I Am

I wrote this, like “The Message of the Wind“, for the Nicola Dando Choral Composition Prize. The judges didn’t choose it but I still like it.

The poem, written by John Clare, seems to have a few different versions of the fifth line in the first stanza. I set the one that I was given for the competition: “Like shades in love and death’s oblivion lost”, which rhymes with the final line of the poem; but other versions include “Like shadows in love’s frenzied stifled throes” or “Shadows of life, whose very soul is lost”; I don’t know the provenance of these different versions, but the version I was given does better justice to the words, given the metre, than the others. The last line of that stanza has some variations too.

Here’s the full text as I set it:

I am—yet what I am none cares or knows;
My friends forsake me like a memory lost:
I am the self-consumer of my woes—
They rise and vanish in oblivious host,
Like shades in love and death’s oblivion lost
And yet I am, and live with shadows tost.

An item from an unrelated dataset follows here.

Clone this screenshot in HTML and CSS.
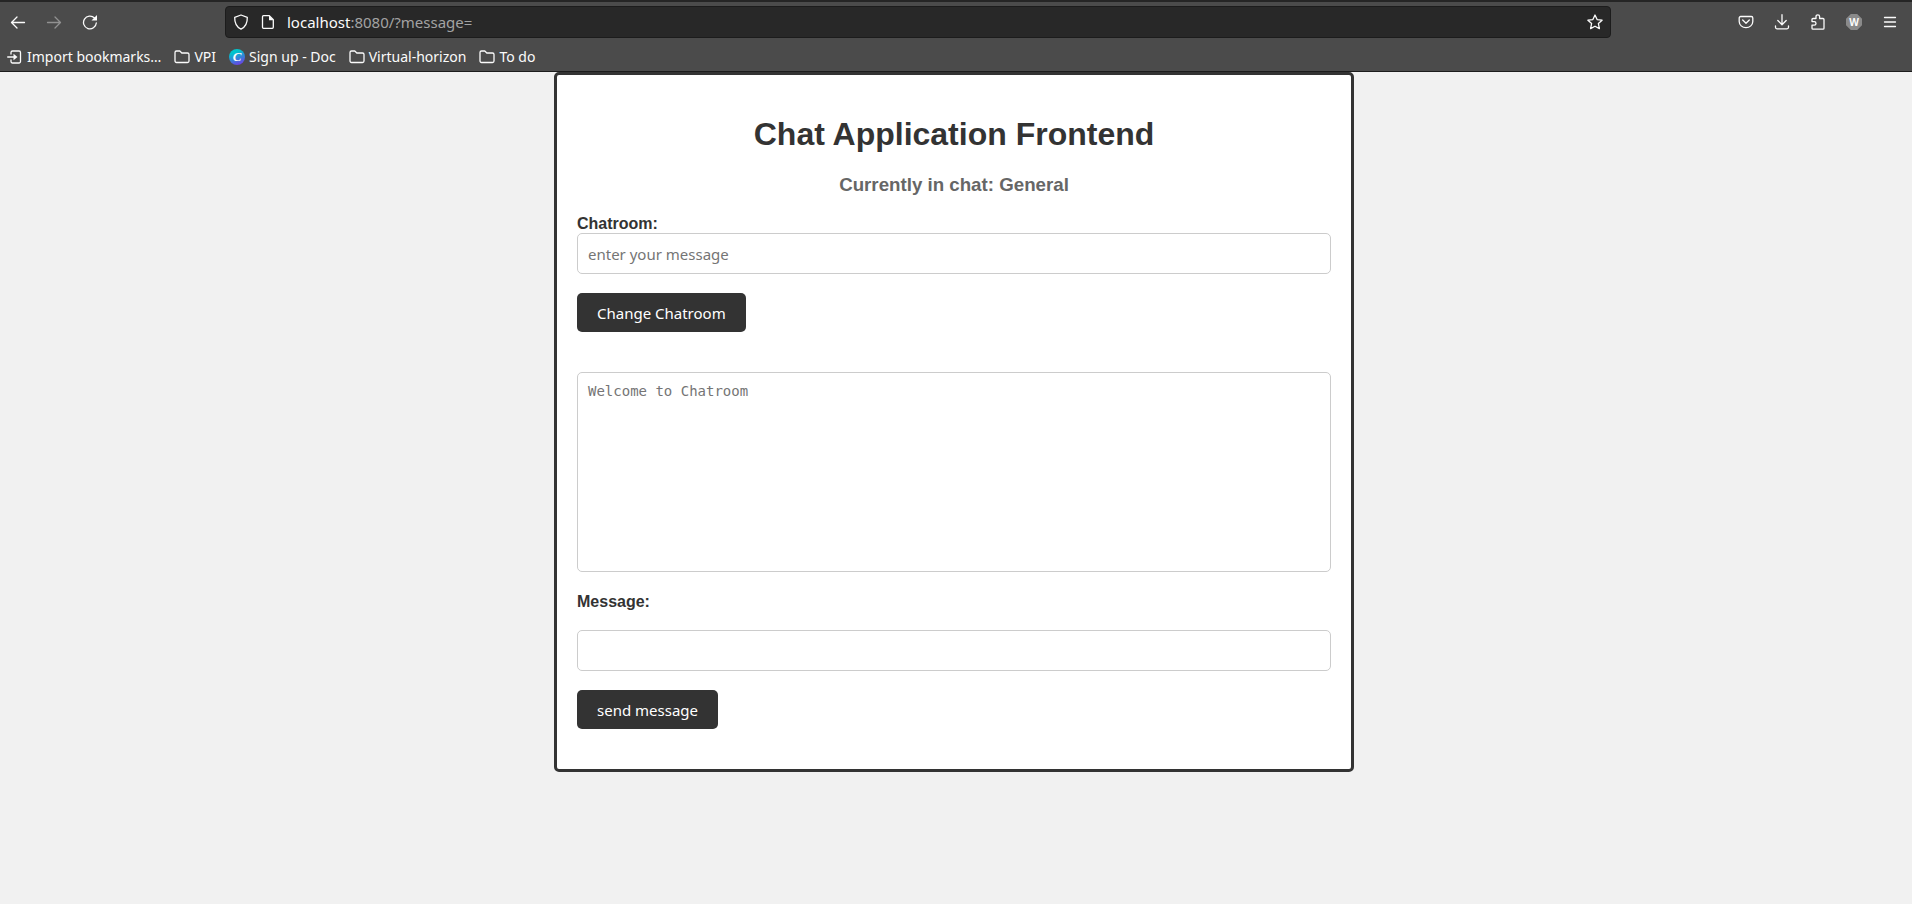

Into the nothingness of scorn and noise,
Into the living sea of waking dreams,
Where there is neither sense of life or joys,
But the vast shipwreck of my life’s esteems;
Even the dearest that I loved the best
Are strange—nay, rather, stranger than the rest.

I long for scenes where man hath never trod
A place where woman never smiled or wept
There to abide with my Creator, God,
And sleep as I in childhood sweetly slept,
Untroubling and untroubled where I lie
The grass below—above the vaulted sky.

While it would be pushing things to call this a secular work, I’m not sure it would be suitable for liturgical use; it isn’t really an anthem. So perhaps it is more suited to a choral concert, especially if there is a theme of mental health or alienation and how people express that through poetry and art. I’ve tried to present the turbulence of the first two stanzas and the wistfulness and longing for peace of the last stanza.

There is a .pdf and .midi at the Choral Public Domain Library, and as usual, this music is licensed under a Creative Commons Attribution Share-Alike license. This means you can use it, reproduce it, whatever you like, as long as you attribute me and you release your work under a similar license.